From the listing, collect all lines containing the word "this".

Front-end source files:
········
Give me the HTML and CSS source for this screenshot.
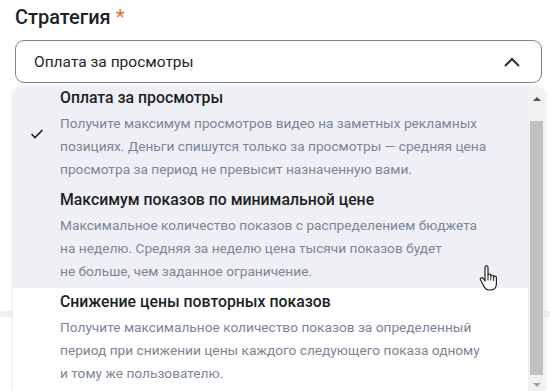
FILE: index.html
```html
<!DOCTYPE html>
<html lang="ru">

<head>
    <meta charset="UTF-8">
    <title>Стратегия</title>
    <link rel="stylesheet" href="styles.css">
</head>

<body>
    <section class="field">
        <h2 class="field-label">Стратегия <span class="required">*</span></h2>
        <div class="select">
            <span class="select-value">Оплата за просмотры</span>
            <svg class="chevron" width="18" height="12" viewBox="0 0 18 12">
                <polyline points="2,10 9,3 16,10" fill="none" stroke="#2b2f36" stroke-width="2" />
            </svg>
        </div>
        <div class="under-bar"></div>
    </section>

    <div class="dropdown">
        <div class="options">
            <div class="option option-selected">
                <div class="option-check">
                    <svg width="14" height="12" viewBox="0 0 14 12">
                        <polyline points="1.5,6 5,9.5 12.5,2" fill="none" stroke="#222" stroke-width="1.6" />
                    </svg>
                </div>
                <div class="option-body">
                    <div class="option-title">Оплата за просмотры</div>
                    <div class="option-desc">Получите максимум просмотров видео на&nbsp;заметных рекламных позициях. Деньги спишутся только за&nbsp;просмотры — средняя цена просмотра за&nbsp;период не&nbsp;превысит назначенную вами.</div>
                </div>
            </div>
            <div class="option option-hover">
                <div class="option-check"></div>
                <div class="option-body">
                    <div class="option-title">Максимум показов по минимальной цене</div>
                    <div class="option-desc">Максимальное количество показов с&nbsp;распределением бюджета на&nbsp;неделю. Средняя за&nbsp;неделю цена тысячи показов будет не&nbsp;больше, чем заданное ограничение.</div>
                </div>
            </div>
            <div class="option">
                <div class="option-check"></div>
                <div class="option-body">
                    <div class="option-title">Снижение цены повторных показов</div>
                    <div class="option-desc">Получите максимальное количество показов за&nbsp;определенный период при снижении цены каждого следующего показа одному и&nbsp;тому&nbsp;же пользователю.</div>
                </div>
            </div>
        </div>
        <div class="scrollbar">
            <span class="arrow arrow-up"></span>
            <div class="thumb"></div>
            <span class="arrow arrow-down"></span>
        </div>
    </div>

    <!-- mouse pointer over the hovered option -->
    <svg class="cursor" width="20" height="26" viewBox="0 0 20 26">
        <path d="M6 2.5c0-1 .7-1.6 1.5-1.6S9 1.5 9 2.5v8c0-.9.6-1.5 1.4-1.5s1.4.6 1.4 1.5v1c0-.9.6-1.5 1.4-1.5s1.4.6 1.4 1.5v1c0-.9.6-1.4 1.4-1.4s1.4.6 1.4 1.4v6.5c0 3.4-2.4 6-5.8 6H10c-2 0-3.3-.9-4.3-2.4L1.6 15c-.5-.8-.3-1.7.4-2.1.7-.4 1.6-.2 2.1.5L6 16V2.5z" fill="#fff" stroke="#222" stroke-width="1.2" stroke-linejoin="round" />
        <path d="M9 10.5v5M11.8 11.5v4M14.6 12.5v3.5" stroke="#222" stroke-width="1" fill="none" />
    </svg>
</body>

</html>
```

FILE: styles.css
```css
body {
    margin: 0;
    font-family: 'Roboto', 'Noto Sans', sans-serif;
    background-color: #fff;
    color: #1f2226;
}

/* Field with label and select */
.field {
    padding: 4px 8px 0 15px;
}

.field-label {
    margin: 0;
    font-size: 20px;
    font-weight: 500;
    line-height: 26px;
    color: #1f2226;
}

.required {
    color: #e27a34;
}

.select {
    display: flex;
    align-items: center;
    justify-content: space-between;
    height: 41px;
    margin-top: 10px;
    padding: 0 20px 0 18px;
    border: 1px solid #7a8494;
    border-radius: 9px;
}

.select-value {
    font-size: 15.5px;
    color: #22262b;
}

.chevron {
    display: block;
}

.under-bar {
    height: 6px;
    margin: 228px -8px 0 -15px;
    background-color: #eef0f5;
}

/* Dropdown list */
.dropdown {
    position: absolute;
    top: 87px;
    left: 13px;
    width: 532px;
    height: 306px;
    display: flex;
    background-color: #fff;
    border-radius: 9px 9px 0 0;
    box-shadow: 0 0 4px rgba(0, 0, 0, 0.12);
    overflow: hidden;
}

.options {
    flex: 1;
}

.option {
    display: flex;
    padding: 0 0 5px;
}

.option-selected,
.option-hover {
    background-color: #eef0f5;
}

.option + .option {
    padding-top: 3px;
}

.option-check {
    width: 47px;
    flex-shrink: 0;
    display: flex;
    align-items: center;
    justify-content: center;
}

.option-body {
    width: 432px;
}

.option-title {
    font-size: 15.8px;
    font-weight: 500;
    line-height: 22px;
    color: #1c1f24;
}

.option-desc {
    margin-top: 3px;
    font-size: 13.7px;
    line-height: 23px;
    color: #7c8596;
}

/* Scrollbar */
.scrollbar {
    width: 17px;
    flex-shrink: 0;
    display: flex;
    flex-direction: column;
    align-items: center;
    background-color: #f1f1f1;
}

.arrow {
    width: 0;
    height: 0;
    border-left: 4px solid transparent;
    border-right: 4px solid transparent;
}

.arrow-up {
    margin: 10px 0 0;
    border-bottom: 4px solid #505050;
}

.arrow-down {
    margin: 8px 0 0;
    border-top: 4px solid #a3a3a3;
}

.thumb {
    width: 13px;
    height: 254px;
    margin-top: 20px;
    background-color: #c1c1c1;
}

.cursor {
    position: absolute;
    top: 265px;
    left: 479px;
}
```
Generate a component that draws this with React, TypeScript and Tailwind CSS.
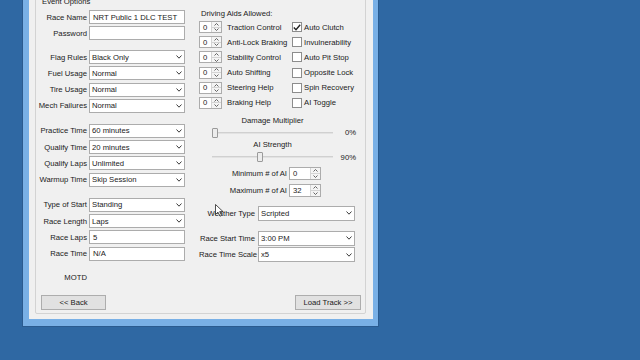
import React from 'react';

const Chevron = () => (
  <svg width="6" height="4" viewBox="0 0 6 4" className="shrink-0">
    <polyline points="0.5,0.5 3,3.2 5.5,0.5" fill="none" stroke="#3a3a3a" strokeWidth="1" />
  </svg>
);

const Arrow = ({ up }: { up?: boolean }) => (
  <svg width="5" height="3" viewBox="0 0 5 3">
    <polyline
      points={up ? '0.5,2.5 2.5,0.5 4.5,2.5' : '0.5,0.5 2.5,2.5 4.5,0.5'}
      fill="none"
      stroke="#555"
      strokeWidth="0.9"
    />
  </svg>
);

const Select = ({ value, size }: { value: string; size: string }) => (
  <div className={`${size} bg-white border border-[#acacac] flex items-center justify-between pl-[2px] pr-[2px]`}>
    <span className="whitespace-nowrap">{value}</span>
    <Chevron />
  </div>
);

const TextBox = ({ value }: { value: string }) => (
  <div className="w-[96px] h-[14px] bg-white border border-[#acacac] flex items-center pl-[3px]">
    <span className="whitespace-nowrap">{value}</span>
  </div>
);

const Spin = ({ value, field, height }: { value: string; field: string; height: string }) => (
  <div className={`flex ${height} bg-white border border-[#acacac]`}>
    <div className={`${field} pl-[3px] flex items-center`}>{value}</div>
    <div className="w-[10px] flex flex-col border-l border-[#d4d4d4] bg-[#f4f4f4]">
      <div className="flex-1 flex items-center justify-center border-b border-[#d4d4d4]">
        <Arrow up />
      </div>
      <div className="flex-1 flex items-center justify-center">
        <Arrow />
      </div>
    </div>
  </div>
);

const CheckBox = ({ checked, label }: { checked?: boolean; label: string }) => (
  <div className="flex items-center h-[12px]">
    <div className="w-[10px] h-[10px] bg-white border border-[#8c8c8c] flex items-center justify-center">
      {checked && (
        <svg width="8" height="7" viewBox="0 0 8 7">
          <polyline points="0.8,3.6 3,5.8 7.2,0.8" fill="none" stroke="#222" strokeWidth="1.4" />
        </svg>
      )}
    </div>
    <span className="ml-[2px] whitespace-nowrap">{label}</span>
  </div>
);

const Row = ({ label, children }: { label: string; children: React.ReactNode }) => (
  <div className="flex items-center h-[14px]">
    <div className="w-[51px] text-right whitespace-nowrap">{label}</div>
    <div className="ml-[2px]">{children}</div>
  </div>
);

const Slider = ({ thumb, pct }: { thumb: string; pct: string }) => (
  <div className="flex items-center h-[10px]">
    <div className="relative w-[121px] h-[10px] ml-[13px]">
      <div className="absolute left-0 right-0 top-[4px] h-[2px] bg-[#e2e2e2] border-t border-[#d0d0d0]" />
      <div className={`absolute top-0 ${thumb} w-[6px] h-[10px] bg-[#ececec] border border-[#9a9a9a] rounded-[1px]`} />
    </div>
    <div className="w-[23px] text-right">{pct}</div>
  </div>
);

const Button = ({ label, size }: { label: string; size: string }) => (
  <div className={`${size} h-[15px] bg-[#e1e1e1] border border-[#adadad] flex items-center justify-center`}>
    {label}
  </div>
);

const aids = [
  { label: 'Traction Control', check: 'Auto Clutch', checked: true },
  { label: 'Anti-Lock Braking', check: 'Invulnerability' },
  { label: 'Stability Control', check: 'Auto Pit Stop' },
  { label: 'Auto Shifting', check: 'Opposite Lock' },
  { label: 'Steering Help', check: 'Spin Recovery' },
  { label: 'Braking Help', check: 'AI Toggle' },
];

export default function App() {
  return (
    <div className="relative w-[640px] h-[360px] overflow-hidden bg-[#2f68a3] flex items-start font-['Liberation_Sans',Arial,sans-serif] text-[7.7px] leading-[9px] text-[#1a1a1a]">
      {/* window frame */}
      <div className="ml-[22px] w-[357px] h-[327px] flex flex-col border-l border-r border-b border-[#2a5b90] bg-[#79b0e6] pl-[6px] pr-[5px] pb-[7px]">
        <div className="flex-1 bg-[#f0f0f0] pl-[6px] pr-[7px] pb-[5px]">
          {/* Event Options group */}
          <div className="relative -mt-[3px] h-[317px] border border-[#d3d3d3] rounded-[2px] flex flex-col">
            <div className="absolute left-[5px] top-[-1px] px-[1px] bg-[#f0f0f0]">Event Options</div>

            <div className="flex">
              {/* left column */}
              <div className="w-[150px] pt-[12px] flex flex-col">
                <div className="flex flex-col gap-[2px]">
                  <Row label="Race Name">
                    <TextBox value="NRT Public 1 DLC TEST" />
                  </Row>
                  <Row label="Password">
                    <TextBox value="" />
                  </Row>
                </div>
                <div className="mt-[10px] flex flex-col gap-[2.3px]">
                  <Row label="Flag Rules">
                    <Select value="Black Only" size="w-[96px] h-[14px]" />
                  </Row>
                  <Row label="Fuel Usage">
                    <Select value="Normal" size="w-[96px] h-[14px]" />
                  </Row>
                  <Row label="Tire Usage">
                    <Select value="Normal" size="w-[96px] h-[14px]" />
                  </Row>
                  <Row label="Mech Failures">
                    <Select value="Normal" size="w-[96px] h-[14px]" />
                  </Row>
                </div>
                <div className="mt-[11px] flex flex-col gap-[2.3px]">
                  <Row label="Practice Time">
                    <Select value="60 minutes" size="w-[96px] h-[14px]" />
                  </Row>
                  <Row label="Qualify Time">
                    <Select value="20 minutes" size="w-[96px] h-[14px]" />
                  </Row>
                  <Row label="Qualify Laps">
                    <Select value="Unlimited" size="w-[96px] h-[14px]" />
                  </Row>
                  <Row label="Warmup Time">
                    <Select value="Skip Session" size="w-[96px] h-[14px]" />
                  </Row>
                </div>
                <div className="mt-[11px] flex flex-col gap-[2.3px]">
                  <Row label="Type of Start">
                    <Select value="Standing" size="w-[96px] h-[14px]" />
                  </Row>
                  <Row label="Race Length">
                    <Select value="Laps" size="w-[96px] h-[14px]" />
                  </Row>
                  <Row label="Race Laps">
                    <TextBox value="5" />
                  </Row>
                  <Row label="Race Time">
                    <TextBox value="N/A" />
                  </Row>
                </div>
                <div className="mt-[12px] w-[51px] text-right">MOTD</div>
              </div>

              {/* right column */}
              <div className="ml-[13px] w-[165px] pt-[10.5px] flex flex-col">
                <div className="ml-[2px]">Driving Aids Allowed:</div>
                <div className="mt-[3.5px] flex flex-col gap-[3.2px]">
                  {aids.map((a) => (
                    <div key={a.label} className="flex items-center h-[12px]">
                      <div className="w-[93px] flex items-center">
                        <Spin value="0" field="w-[11px]" height="h-[12px]" />
                        <span className="ml-[5px] whitespace-nowrap">{a.label}</span>
                      </div>
                      <CheckBox label={a.check} checked={a.checked} />
                    </div>
                  ))}
                </div>

                <div className="mt-[7.5px] w-[121px] ml-[13px] text-center">Damage Multiplier</div>
                <div className="mt-[2.5px]">
                  <Slider thumb="left-0" pct="0%" />
                </div>
                <div className="mt-[2.5px] w-[121px] ml-[13px] text-center">AI Strength</div>
                <div className="mt-[3px]">
                  <Slider thumb="left-[45px]" pct="90%" />
                </div>

                <div className="mt-[5px] flex flex-col gap-[3.5px]">
                  <div className="flex items-center h-[13px]">
                    <div className="w-[88px] text-right whitespace-nowrap">Minimum # of AI</div>
                    <div className="ml-[2px]">
                      <Spin value="0" field="w-[20px]" height="h-[13px]" />
                    </div>
                  </div>
                  <div className="flex items-center h-[13px]">
                    <div className="w-[88px] text-right whitespace-nowrap">Maximum # of AI</div>
                    <div className="ml-[2px]">
                      <Spin value="32" field="w-[20px]" height="h-[13px]" />
                    </div>
                  </div>
                </div>

                <div className="mt-[9px] flex items-center h-[15px]">
                  <div className="w-[56px] text-right whitespace-nowrap">Weather Type</div>
                  <div className="ml-[3px]">
                    <Select value="Scripted" size="w-[97px] h-[15px]" />
                  </div>
                </div>
                <div className="mt-[10px] flex flex-col gap-[1.5px]">
                  <div className="flex items-center h-[15px]">
                    <div className="w-[56px] text-right whitespace-nowrap">Race Start Time</div>
                    <div className="ml-[3px]">
                      <Select value="3:00 PM" size="w-[97px] h-[15px]" />
                    </div>
                  </div>
                  <div className="flex items-center h-[15px]">
                    <div className="w-[56px] text-right whitespace-nowrap">Race Time Scale</div>
                    <div className="ml-[3px]">
                      <Select value="x5" size="w-[97px] h-[15px]" />
                    </div>
                  </div>
                </div>
              </div>
            </div>

            {/* bottom buttons */}
            <div className="mt-auto flex justify-between pl-[5px] pr-[4px] pb-[3px]">
              <Button label="<< Back" size="w-[65px]" />
              <Button label="Load Track >>" size="w-[66px]" />
            </div>
          </div>
        </div>
      </div>

      {/* mouse pointer */}
      <svg className="absolute left-[215px] top-[204px]" width="9" height="13" viewBox="0 0 9 13">
        <path d="M0.5,0.5 L0.5,10.5 L3,8.2 L5,12.2 L6.6,11.4 L4.7,7.6 L8,7.6 Z" fill="#fff" stroke="#222" strokeWidth="0.8" />
      </svg>
    </div>
  );
}
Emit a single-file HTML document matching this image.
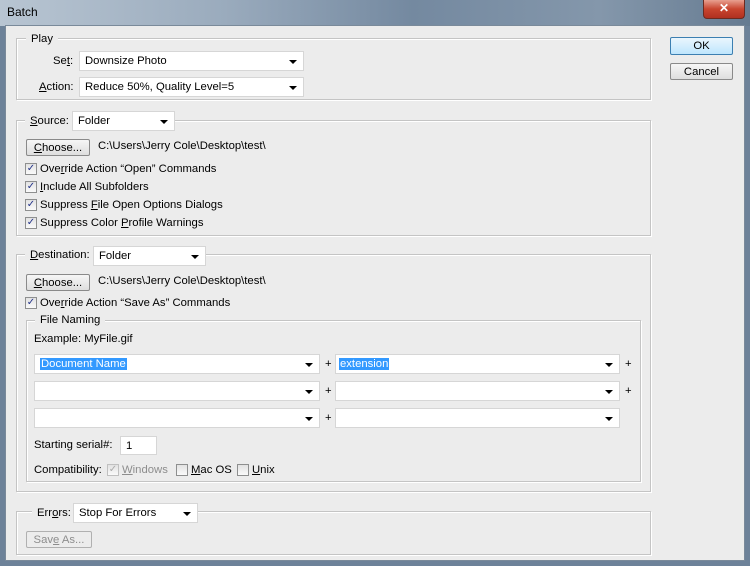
········
Task solution:
Give me the HTML and CSS source for this screenshot.
Generate a component that draws this with React, TypeScript and Tailwind CSS.
Emit a single-file HTML document matching this image.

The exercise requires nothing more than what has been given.